En las tres novelas son perceptibles ciertas claves para comprender por igual nuestro romanticismo y la
especificidad de la novela histórica. En este punto, Menéndez Pelayo parece tener la razón: 300 años no
constituyen un horizonte suficiente para valorar equilibradamente el pasado. De los años 1600 y 1700 las
de Pesado, Sierra O'Reilly y Riva Palacio, a 1838, 1847 y 1868 en que fueron escritas, los valores morales e
ideológicos no habían cambiado demasiado.

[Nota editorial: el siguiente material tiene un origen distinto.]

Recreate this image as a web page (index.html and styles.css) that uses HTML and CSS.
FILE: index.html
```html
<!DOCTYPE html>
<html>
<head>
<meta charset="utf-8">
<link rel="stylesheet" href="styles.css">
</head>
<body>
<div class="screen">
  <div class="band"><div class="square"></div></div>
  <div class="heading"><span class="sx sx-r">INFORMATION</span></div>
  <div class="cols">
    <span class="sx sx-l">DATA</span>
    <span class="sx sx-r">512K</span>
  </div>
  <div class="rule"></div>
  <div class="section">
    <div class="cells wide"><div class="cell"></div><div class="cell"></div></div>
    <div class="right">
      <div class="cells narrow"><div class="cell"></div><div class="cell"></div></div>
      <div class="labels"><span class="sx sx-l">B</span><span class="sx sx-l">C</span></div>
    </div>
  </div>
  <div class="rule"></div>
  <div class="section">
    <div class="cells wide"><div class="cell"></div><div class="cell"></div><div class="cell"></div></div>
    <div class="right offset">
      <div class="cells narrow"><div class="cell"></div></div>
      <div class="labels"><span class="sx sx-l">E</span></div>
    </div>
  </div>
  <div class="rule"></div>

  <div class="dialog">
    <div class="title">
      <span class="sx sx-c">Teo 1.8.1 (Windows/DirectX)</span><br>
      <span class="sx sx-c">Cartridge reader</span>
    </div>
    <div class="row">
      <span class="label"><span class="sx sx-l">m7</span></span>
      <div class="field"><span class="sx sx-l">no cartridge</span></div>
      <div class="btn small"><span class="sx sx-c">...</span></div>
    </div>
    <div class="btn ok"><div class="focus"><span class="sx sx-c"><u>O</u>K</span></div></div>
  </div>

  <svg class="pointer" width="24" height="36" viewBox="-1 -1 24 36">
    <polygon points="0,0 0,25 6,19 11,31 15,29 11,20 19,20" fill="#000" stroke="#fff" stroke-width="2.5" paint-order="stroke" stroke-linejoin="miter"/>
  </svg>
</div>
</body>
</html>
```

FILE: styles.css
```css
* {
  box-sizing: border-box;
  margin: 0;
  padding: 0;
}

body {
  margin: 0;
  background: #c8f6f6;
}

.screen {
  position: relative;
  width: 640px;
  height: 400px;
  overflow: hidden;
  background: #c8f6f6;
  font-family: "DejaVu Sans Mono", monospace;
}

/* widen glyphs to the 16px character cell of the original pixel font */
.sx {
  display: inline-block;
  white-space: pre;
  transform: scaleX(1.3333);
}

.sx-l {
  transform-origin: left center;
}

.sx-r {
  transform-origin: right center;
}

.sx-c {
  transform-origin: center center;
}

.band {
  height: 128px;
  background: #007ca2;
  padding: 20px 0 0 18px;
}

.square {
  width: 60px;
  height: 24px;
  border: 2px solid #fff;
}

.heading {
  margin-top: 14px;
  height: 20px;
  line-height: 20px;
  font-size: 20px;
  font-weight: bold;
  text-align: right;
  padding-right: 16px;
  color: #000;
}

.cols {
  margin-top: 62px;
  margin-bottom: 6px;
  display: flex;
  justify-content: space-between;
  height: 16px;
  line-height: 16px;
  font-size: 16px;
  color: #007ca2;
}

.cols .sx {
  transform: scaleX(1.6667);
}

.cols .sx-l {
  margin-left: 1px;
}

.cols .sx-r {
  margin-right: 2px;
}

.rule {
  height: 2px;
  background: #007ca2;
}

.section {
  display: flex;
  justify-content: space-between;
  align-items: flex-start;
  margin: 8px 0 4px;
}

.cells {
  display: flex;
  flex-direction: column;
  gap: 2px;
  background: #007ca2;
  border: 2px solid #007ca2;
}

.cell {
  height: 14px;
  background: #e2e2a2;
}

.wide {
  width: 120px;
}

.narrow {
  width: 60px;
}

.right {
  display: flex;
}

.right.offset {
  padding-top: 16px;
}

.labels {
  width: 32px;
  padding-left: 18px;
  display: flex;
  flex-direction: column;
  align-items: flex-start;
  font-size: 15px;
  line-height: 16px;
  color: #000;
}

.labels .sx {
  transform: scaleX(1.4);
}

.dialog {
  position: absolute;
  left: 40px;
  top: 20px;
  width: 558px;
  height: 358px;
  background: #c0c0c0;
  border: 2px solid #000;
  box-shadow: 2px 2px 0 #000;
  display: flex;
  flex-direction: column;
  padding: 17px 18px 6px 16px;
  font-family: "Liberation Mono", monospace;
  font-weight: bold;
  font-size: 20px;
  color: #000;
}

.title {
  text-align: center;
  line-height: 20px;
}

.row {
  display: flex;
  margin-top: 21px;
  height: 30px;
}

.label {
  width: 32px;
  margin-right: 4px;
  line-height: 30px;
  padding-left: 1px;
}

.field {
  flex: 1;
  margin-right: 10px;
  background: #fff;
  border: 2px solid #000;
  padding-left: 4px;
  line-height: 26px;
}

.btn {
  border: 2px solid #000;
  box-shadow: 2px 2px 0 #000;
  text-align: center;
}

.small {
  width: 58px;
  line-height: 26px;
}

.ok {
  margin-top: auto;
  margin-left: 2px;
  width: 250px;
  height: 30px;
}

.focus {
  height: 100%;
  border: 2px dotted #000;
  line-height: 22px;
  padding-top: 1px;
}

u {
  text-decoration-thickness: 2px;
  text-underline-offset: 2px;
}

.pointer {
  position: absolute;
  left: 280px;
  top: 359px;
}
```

Es por eso que estas novelas históricas reflejan mas el presente decimonónico que la época colonial, juego
perceptible en una especie de doble temporalidad en las tramas novelescas. Las distintas perspectivas sobre
el pasado colonial no hacen más que señalar un empeño común: tanto de Pesado como Sierra O'Reilly y
Riva Palacio buscaban los rasgos de la herencia. En este breve horizonte temporal, en el que subsistían
rasgos antiguos con los de una nueva época, intentaban construir la historia de México valiéndose de la
novela porque, hombres de su siglo, sabían que era un arma de largo alcance, pues todavía en nuestros días
es posible reconocer la misión cultural que ellos y otros escritores del XIX asumieron.